Can I ever know my daughter and understand why she acts like she does? How about when she is five or fifteen years old? Will she even understand herself, half the time? Will she blunder forward in the semi-darkness, like the rest of us? Will it be thus even in adult life? How much does any of us know about ourselves? How much can any of us know about one another?
Julia is just beginning to grapple with the challenges life presents. I am just learning to be a father.
Maybe I am learning that being a father to a daughter is less about daddy “fixing a problem” and more about “being present” to her feelings and trying to see the world through her eyes.
Maybe the best fathering is to set limits and enforce rules.
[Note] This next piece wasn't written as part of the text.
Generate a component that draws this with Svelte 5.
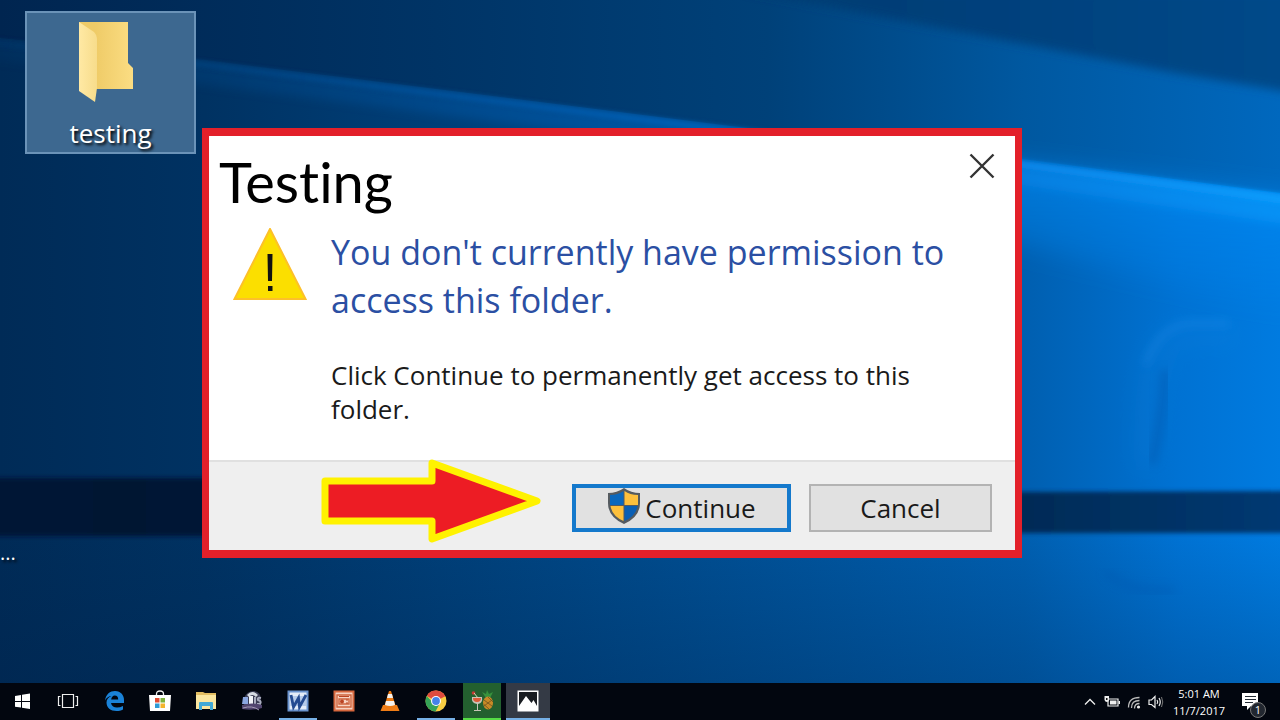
<script>
    const apps = [
        { id: 'start', label: 'Start' },
        { id: 'taskview', label: 'Task View' },
        { id: 'edge', label: 'Microsoft Edge' },
        { id: 'store', label: 'Store' },
        { id: 'explorer', label: 'File Explorer' },
        { id: 'dvd', label: 'Disc tool' },
        { id: 'word', label: 'Word', state: 'running' },
        { id: 'powerpoint', label: 'PowerPoint' },
        { id: 'vlc', label: 'VLC' },
        { id: 'chrome', label: 'Chrome', state: 'running' },
        { id: 'game', label: 'Game', state: 'alert' },
        { id: 'photos', label: 'Photos', state: 'active' },
    ];

    let open = $state(true);

    function close() {
        open = false;
    }
</script>

<div class="desktop">
    <svg class="wallpaper" viewBox="0 0 1280 720" preserveAspectRatio="none" aria-hidden="true">
        <defs>
            <linearGradient id="base" x1="0" x2="1" y1="0" y2="0">
                <stop offset="0" stop-color="#002b57" />
                <stop offset=".16" stop-color="#003262" />
                <stop offset=".5" stop-color="#004a8b" />
                <stop offset=".8" stop-color="#005fb0" />
                <stop offset=".92" stop-color="#0072d3" />
                <stop offset="1" stop-color="#007be0" />
            </linearGradient>
            <linearGradient id="sky" x1="0" x2="1" y1="0" y2="0">
                <stop offset="0" stop-color="#002550" />
                <stop offset=".3" stop-color="#003263" />
                <stop offset=".6" stop-color="#004179" />
                <stop offset=".8" stop-color="#0058a0" />
                <stop offset="1" stop-color="#0068be" />
            </linearGradient>
            <linearGradient id="corner" x1="0" x2="1" y1="0" y2="0">
                <stop offset="0" stop-color="#003a70" />
                <stop offset="1" stop-color="#00498a" />
            </linearGradient>
            <linearGradient id="beam" x1="0" x2="1" y1="0" y2="0">
                <stop offset="0" stop-color="#00427c" stop-opacity=".3" />
                <stop offset=".35" stop-color="#0058a8" stop-opacity=".8" />
                <stop offset=".6" stop-color="#0068c4" />
                <stop offset=".8" stop-color="#0c8cf0" />
                <stop offset="1" stop-color="#08a0ff" />
            </linearGradient>
            <linearGradient id="glow" x1="0" x2="0" y1="0" y2="1">
                <stop offset="0" stop-color="#0090ff" stop-opacity=".6" />
                <stop offset="1" stop-color="#0090ff" stop-opacity="0" />
            </linearGradient>
            <linearGradient id="bar" x1="0" x2="1" y1="0" y2="0">
                <stop offset="0" stop-color="#001a36" />
                <stop offset=".12" stop-color="#001633" />
                <stop offset=".8" stop-color="#002c58" />
                <stop offset="1" stop-color="#003a75" />
            </linearGradient>
            <linearGradient id="floor" x1="0" x2="0" y1="0" y2="1">
                <stop offset="0" stop-color="#001e44" stop-opacity="0" />
                <stop offset="1" stop-color="#001e44" stop-opacity=".3" />
            </linearGradient>
            <filter id="soft2" x="-10%" y="-20%" width="120%" height="140%"><feGaussianBlur stdDeviation="2" /></filter>
            <filter id="soft5" x="-20%" y="-20%" width="140%" height="140%"><feGaussianBlur stdDeviation="5" /></filter>
            <filter id="soft12" x="-20%" y="-40%" width="140%" height="180%"><feGaussianBlur stdDeviation="12" /></filter>
        </defs>
        <rect width="1280" height="720" fill="url(#base)" />
        <path d="M0 0H1280V193L1022 159L730 126L205 60L0 38Z" fill="url(#sky)" />
        <path d="M740 -10H1300V94L1180 74Z" fill="url(#corner)" filter="url(#soft5)" />
        <path d="M900 150L1300 196V320L1000 240Z" fill="url(#glow)" filter="url(#soft12)" />
        <path d="M-10 42L205 66L730 131L1022 165L1290 199V225L1022 185L730 151L205 85L-10 60Z" fill="url(#beam)" opacity=".5" filter="url(#soft5)" />
        <path d="M-10 38L205 61L730 127L1022 161L1290 195V205L1022 168L730 134L205 68L-10 46Z" fill="url(#beam)" opacity=".8" filter="url(#soft2)" />
        <path d="M1135 470C1133 390 1138 325 1182 321H1240V350H1180C1164 380 1166 430 1158 470Z" fill="#1080dd" opacity=".25" filter="url(#soft12)" />
        <path d="M1145 365Q1160 325 1190 323H1230" fill="none" stroke="#2090ee" stroke-width="6" opacity=".35" filter="url(#soft5)" />
        <path d="M1152 464Q1164 410 1165 370" fill="none" stroke="#0057ad" stroke-width="9" opacity=".5" filter="url(#soft5)" />
        <rect y="534" width="1280" height="186" fill="url(#floor)" />
        <path d="M1105 572Q1130 594 1174 590" fill="none" stroke="#0055ae" stroke-width="6" opacity=".4" filter="url(#soft5)" />
        <path d="M-30 478H205L1020 492L1310 491V533H1020L205 536H-30Z" fill="url(#bar)" filter="url(#soft2)" />
    </svg>

    <main>
        <button class="shortcut">
            <svg width="66" height="82" viewBox="0 0 66 82" aria-hidden="true">
                <defs>
                    <linearGradient id="folderBack" x1="0" x2="1">
                        <stop offset=".3" stop-color="#efcb67" />
                        <stop offset="1" stop-color="#fbdd83" />
                    </linearGradient>
                    <linearGradient id="folderFront" x1="0" x2="1">
                        <stop offset="0" stop-color="#ffe9a4" />
                        <stop offset="1" stop-color="#f7dc8b" />
                    </linearGradient>
                </defs>
                <path d="M1 0H50V41L55 46V67H1Z" fill="url(#folderBack)" />
                <path d="M1 0L16 10Q19 13 19 18V66L17 80L1 69Z" fill="url(#folderFront)" />
            </svg>
            <span>testing</span>
        </button>
        <span class="clipped-label">...</span>

        {#if open}
            <div class="dialog" role="dialog" aria-labelledby="dialog-title">
                <header>
                    <h1 id="dialog-title">Testing</h1>
                    <button class="close" aria-label="Close" onclick={close}>
                        <svg width="26" height="26" viewBox="0 0 26 26">
                            <path d="M1.500 1.500L24.500 24.500M24.500 1.500L1.500 24.500" stroke="#333" stroke-width="2.400" />
                        </svg>
                    </button>
                </header>
                <div class="message">
                    <svg width="74" height="74" viewBox="0 0 74 74" aria-hidden="true">
                        <path d="M37 1L72.500 71H1.500Z" fill="#fbdf00" stroke="#fdc029" stroke-width="2" />
                        <path d="M34.500 26H39.500L39 53H35ZM35 58H39.500V63H35Z" fill="#111" />
                    </svg>
                    <div>
                        <h2>You don't currently have permission to access this folder.</h2>
                        <p>Click Continue to permanently get access to this folder.</p>
                    </div>
                </div>
                <footer>
                    <svg class="arrow" width="222" height="88" viewBox="0 0 222 88" aria-hidden="true">
                        <path d="M4 23H111V5L216 43L111 81V63H4Z" fill="#ed1c24" stroke="#fff200" stroke-width="7" stroke-linejoin="round" />
                    </svg>
                    <button class="action primary" onclick={close}>
                        <svg width="34" height="40" viewBox="0 0 34 40" aria-hidden="true">
                            <path d="M17 0Q10 5 1 5V15Q1 29 17 36Q33 29 33 15V5Q24 5 17 0Z" fill="#555b60" />
                            <path d="M16.500 3Q11 7 3 7V17H16.500Z" fill="#0a68bd" />
                            <path d="M17.500 3Q23 7 31 7V17H17.500Z" fill="#fdc03c" />
                            <path d="M3.500 18H16.500V33Q5 28 3.500 18Z" fill="#fdc03c" />
                            <path d="M30.500 18H17.500V33Q29 28 30.500 18Z" fill="#0a5fb4" />
                        </svg>
                        Continue
                    </button>
                    <button class="action" onclick={close}>Cancel</button>
                </footer>
            </div>
        {/if}
    </main>

    <nav class="taskbar" aria-label="Taskbar">
        {#each apps as app}
            <button class="app {app.state ?? ''}" aria-label={app.label}>
                <svg width="24" height="24" viewBox="0 0 24 24">
                    {#if app.id === 'start'}
                        <path d="M5 7L11 6V12H5ZM12 5.800L20 4.500V12H12ZM5 13H11V18.500L5 17.700ZM12 13H20V20L12 18.700Z" fill="#fff" />
                    {:else if app.id === 'taskview'}
                        <path d="M6.500 5.500H17.500V18.500H6.500ZM4.500 7.500H2.500V16.500H4.500M19.500 7.500H21.500V16.500H19.500" fill="none" stroke="#eee" stroke-width="1.200" />
                    {:else if app.id === 'edge'}
                        <path d="M3 11.500C4 5 8 2 13 2C19 2 22 6.500 22 11V14H9C9.500 17 12 18.500 15 18.500C17 18.500 19 18 21 17V20.500C19 21.700 17 22 14.500 22C8.500 22 4.500 18.500 4.500 13.500C4.500 10.500 6.500 8 9.500 7C7 7 4.500 8.500 3 11.500ZM9.200 10.500H16.200C16.200 8 15 6.500 12.800 6.500C10.800 6.500 9.400 8.200 9.200 10.500Z" fill="#1a82d8" />
                    {:else if app.id === 'store'}
                        <path d="M8.500 7V5Q8.500 2 12 2Q15.500 2 15.500 5V7" fill="none" stroke="#eee" stroke-width="1.300" />
                        <path d="M1 6H23L22 22H2Z" fill="#fff" />
                        <path d="M7 9H11.500V13.500H7Z" fill="#e24b32" />
                        <path d="M12.500 9H17V13.500H12.500Z" fill="#7db23b" />
                        <path d="M7 14.500H11.500V19H7Z" fill="#2e9bd6" />
                        <path d="M12.500 14.500H17V19H12.500Z" fill="#f3b52e" />
                    {:else if app.id === 'explorer'}
                        <path d="M2 3H9L11 4H22V20H2Z" fill="#e2bd62" />
                        <path d="M2 6H22V20H2Z" fill="#fae6a0" />
                        <path d="M5 21V14Q5 13 6 13H18Q19 13 19 14V21H16V17H8V21Z" fill="#41a9d6" />
                    {:else if app.id === 'dvd'}
                        <path d="M4 10Q6 2 14 2Q21 3 21 11V16H4Z" fill="#3b3d55" />
                        <path d="M7 6Q12 0 18 6L16 8Q12 4 9 8Z" fill="#d6dae2" />
                        <path d="M3 8H8V15H2Z" fill="#8ba6e0" />
                        <path d="M9 7H13V15H9Z" fill="#f1f3f8" />
                        <path d="M15 8V15M21 9Q17 8 18 11Q22 12 20 15H17" fill="none" stroke="#a9acbf" stroke-width="2" />
                        <path d="M2 16Q12 13 22 16V19Q12 22 2 20Z" fill="#51456f" />
                        <path d="M3 19Q12 16 19 21" fill="none" stroke="#a69cb8" />
                    {:else if app.id === 'word'}
                        <rect x="2.500" y="2.500" width="19" height="19" fill="#e4ecf8" stroke="#6b94cf" stroke-width="2" />
                        <path d="M4.500 7H20V17H4.500Z" fill="#b6cbea" />
                        <path d="M5 6L7.500 18L12.500 9L13.500 18L20 6" fill="none" stroke="#254b91" stroke-width="2.800" />
                    {:else if app.id === 'powerpoint'}
                        <rect x="2.500" y="2.500" width="19" height="19" fill="#f7d2c2" stroke="#d5663d" stroke-width="2" />
                        <path d="M5 6H19V18H5ZM7 10H17V15H7Z" fill="none" stroke="#ce643e" stroke-width="1.400" />
                        <circle cx="10" cy="12.500" r="2" fill="#ba4423" />
                        <path d="M14 11H16M14 14H16M7 7.500H17" stroke="#ba4423" />
                    {:else if app.id === 'vlc'}
                        <path d="M5 16H19L21.500 22H2.500Z" fill="#ee7c16" />
                        <path d="M11 2H13L18 18Q12 21 6 18Z" fill="#ed7a12" />
                        <path d="M10 5H14L15 9H9ZM8 12H16L17 16Q12 18 7 16Z" fill="#f4f1ed" />
                    {:else if app.id === 'chrome'}
                        <circle cx="12" cy="12" r="10.500" fill="#f8ce43" />
                        <path d="M12 12L2.800 6.900A10.500 10.500 0 0 1 21.300 7.200Z" fill="#df4b3e" />
                        <path d="M12 12H7.500L2.800 6.900A10.500 10.500 0 0 0 11.500 22.500L15.500 15Z" fill="#35a356" />
                        <path d="M12 7H21.200L20.500 6H12Z" fill="#df4b3e" />
                        <circle cx="12" cy="12" r="5" fill="#fff" />
                        <circle cx="12" cy="12" r="3.900" fill="#4582e8" />
                    {:else if app.id === 'game'}
                        <path d="M16 9L12 3L16 5L17 1L19 5L23 3L20 9Z" fill="#37933d" />
                        <ellipse cx="18" cy="14" rx="5" ry="6.500" fill="#c88a27" />
                        <path d="M14 11L22 17M13.500 15L19 20M22 11L14 17M18 8L23 13" stroke="#70501f" stroke-width=".8" />
                        <path d="M2 8H12Q13 14 8 15V21H11V22H4V21H7V15Q1 14 2 8Z" fill="#c9c4b7" />
                        <path d="M3 9H11Q11 13 7 13Q3 13 3 9Z" fill="#dc5a38" />
                        <circle cx="3.500" cy="4" r="1.800" fill="#c43832" />
                        <path d="M4 4L8 9" stroke="#ded7b5" />
                    {:else}
                        <rect x="1.500" y="1.500" width="21" height="21" fill="#fff" />
                        <path d="M3 3H21V17L17.500 11L15.500 14L10 7L3 17Z" fill="#191c21" />
                    {/if}
                </svg>
            </button>
        {/each}

        <div class="tray">
            <button aria-label="Show hidden icons">
                <svg width="16" height="16" viewBox="0 0 16 16"><path d="M3 10.500L8 5.500L13 10.500" fill="none" stroke="#eee" stroke-width="1.300" /></svg>
            </button>
            <button aria-label="Battery">
                <svg width="16" height="16" viewBox="0 0 16 16">
                    <path d="M4 5H14V12H4Z" fill="none" stroke="#eee" stroke-width="1.200" />
                    <path d="M6 6.500H12.500V10.500H6ZM14.500 7H16V10H14.500ZM.5 2V6Q1 8 3 8Q5 8 5 6V2Z" fill="#eee" />
                    <path d="M2 4V6H3.500V4Z" fill="#111" />
                </svg>
            </button>
            <button aria-label="Network">
                <svg width="16" height="16" viewBox="0 0 16 16">
                    <path d="M2.500 13.500Q2.500 3.500 13.500 3.500M5.500 14Q5.500 6.500 13.500 6.500M8.500 14.500Q8.500 9.500 13.500 9.500" fill="none" stroke="#bbb" stroke-width="1.300" />
                    <circle cx="12.500" cy="13" r="1.600" fill="#eee" />
                </svg>
            </button>
            <button aria-label="Volume">
                <svg width="16" height="16" viewBox="0 0 16 16">
                    <path d="M1 6H3.500L7 2.500V13.500L3.500 10.500H1Z" fill="none" stroke="#eee" stroke-width="1.200" />
                    <path d="M9 6Q10.500 8 9 10M11 4Q13.500 8 11 12" fill="none" stroke="#eee" stroke-width="1.200" />
                    <path d="M13.500 3Q16 8 13.500 13" fill="none" stroke="#777" />
                </svg>
            </button>
            <time datetime="2017-11-07T05:01">5:01 AM<br />11/7/2017</time>
            <button class="notifications" aria-label="Notifications">
                <svg width="26" height="26" viewBox="0 0 26 26" aria-hidden="true">
                    <path d="M2 4H18V17H11L7 21V17H2Z" fill="#fff" />
                    <path d="M5 7.500H16M5 10.500H16M5 13.500H13" stroke="#222b35" />
                </svg>
                <span>1</span>
            </button>
        </div>
    </nav>
</div>

<style>
    :global(body) {
        margin: 0;
    }

    .desktop {
        position: relative;
        isolation: isolate;
        display: flex;
        flex-direction: column;
        min-height: 100vh;
        overflow: hidden;
        font-family: "Open Sans", "Noto Sans", sans-serif;
    }

    .wallpaper {
        position: absolute;
        inset: 0;
        z-index: -1;
        width: 100%;
        height: 100%;
    }

    button {
        margin: 0;
        padding: 0;
        border: 0;
        background: none;
        color: inherit;
        font: inherit;
    }

    svg {
        display: block;
        flex: none;
    }

    main {
        flex: 1;
        padding: 128px 258px 0 202px;
    }

    /* desktop icons sit freely on the wallpaper */
    .shortcut {
        position: absolute;
        top: 11px;
        left: 25px;
        display: flex;
        flex-direction: column;
        align-items: center;
        gap: 12px;
        width: 171px;
        height: 143px;
        padding-top: 9px;
        box-sizing: border-box;
        border: 2px solid #6b93b8;
        background: #3d6890;
        color: #fff;
        font-size: 26px;
        line-height: 34px;
        text-shadow: 2px 2px 3px #000;
    }

    .clipped-label {
        position: absolute;
        top: 536px;
        left: 0;
        color: #fff;
        font-size: 20px;
        line-height: 34px;
        text-shadow: 2px 2px 3px #000;
    }

    .dialog {
        border: 8px solid #e3202a;
        border-width: 8px 7px;
        background: #fff;
        color: #1a1a1a;
    }

    header {
        display: flex;
        justify-content: space-between;
        padding: 0 17px 0 10px;
    }

    h1 {
        margin: 0;
        color: #000;
        font: 400 56px/92px Lato, sans-serif;
        font-variant-ligatures: none;
    }

    .close {
        display: grid;
        place-items: center;
        width: 32px;
        height: 32px;
        margin-top: 14px;
    }

    .message {
        display: flex;
        gap: 24px;
        padding: 0 48px 34px 24px;
    }

    h2 {
        margin: 0 0 34px;
        color: #2b4fa3;
        font-size: 34px;
        font-weight: 400;
        line-height: 48px;
    }

    p {
        margin: 0;
        font-size: 26px;
        line-height: 34px;
    }

    footer {
        position: relative;
        display: flex;
        justify-content: flex-end;
        gap: 18px;
        padding: 22px 23px 18px;
        border-top: 2px solid #e0e0e0;
        background: #efefef;
    }

    .arrow {
        position: absolute;
        top: -4px;
        right: 472px;
    }

    .action {
        display: flex;
        align-items: center;
        justify-content: center;
        gap: 4px;
        width: 183px;
        height: 48px;
        box-sizing: border-box;
        border: 2px solid #b3b3b3;
        background: #e1e1e1;
        font-size: 26px;
    }

    .primary {
        width: 219px;
        border: 4px solid #1479cc;
    }

    .taskbar {
        display: flex;
        gap: 2px;
        height: 37px;
        background: #02060f;
        color: #fff;
    }

    .app {
        display: grid;
        place-items: center;
        width: 44px;
        border-bottom: 2px solid transparent;
    }

    .running {
        width: 38px;
        margin: 0 3px;
        border-color: #76b0e6;
    }

    .alert {
        width: 38px;
        margin: 0 3px;
        border-color: #55dd45;
        background: #23602f;
    }

    .active {
        border-color: #76b0e6;
        background: #343a45;
    }

    .tray {
        display: flex;
        align-items: center;
        gap: 6px;
        margin-left: auto;
        padding-right: 14px;
    }

    time {
        width: 58px;
        font-size: 11px;
        line-height: 17px;
        text-align: center;
    }

    .notifications {
        position: relative;
        margin-left: 6px;
    }

    .notifications span {
        position: absolute;
        right: 0;
        bottom: -3px;
        width: 14px;
        border: 1px solid #777;
        border-radius: 50%;
        background: #222730;
        font-size: 11px;
        line-height: 14px;
    }
</style>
Maybe it is to love your daughter and foster her talents and give advice and listen well. Maybe it is simply to go next to her crib in the darkness and cry along with her.
I do know this: after one solid hour of letting Julia “cry it out” and go to sleep on her own, I opened her door and went to her. I picked Julia up, kissed her tears, and sat down with her in the rocking chair nearby. Exhausted, she immediately stopped crying, stretched out on my chest, put her head on my shoulder, and went to sleep. It was done within thirty seconds. It was as if all she needed to fall asleep was for me to hold her. “She was missing us!” my wife exclaimed. With Julia sleeping soundly on my chest, I berated myself bitterly for not having done this earlier.
Fifty years ago Dr. Spock wrote the following to parents: “Trust yourself. You know more than you think you do.” He was warning against relying too much on “expert advice” from outsiders.
Fair enough.
But you can never know. Not for sure – one gropes in the darkness and does as best one can – this incredibly humbling job of “parent.”

DAUGHTER JULIA

“Can I ever know my daughter and understand why she acts like she does?”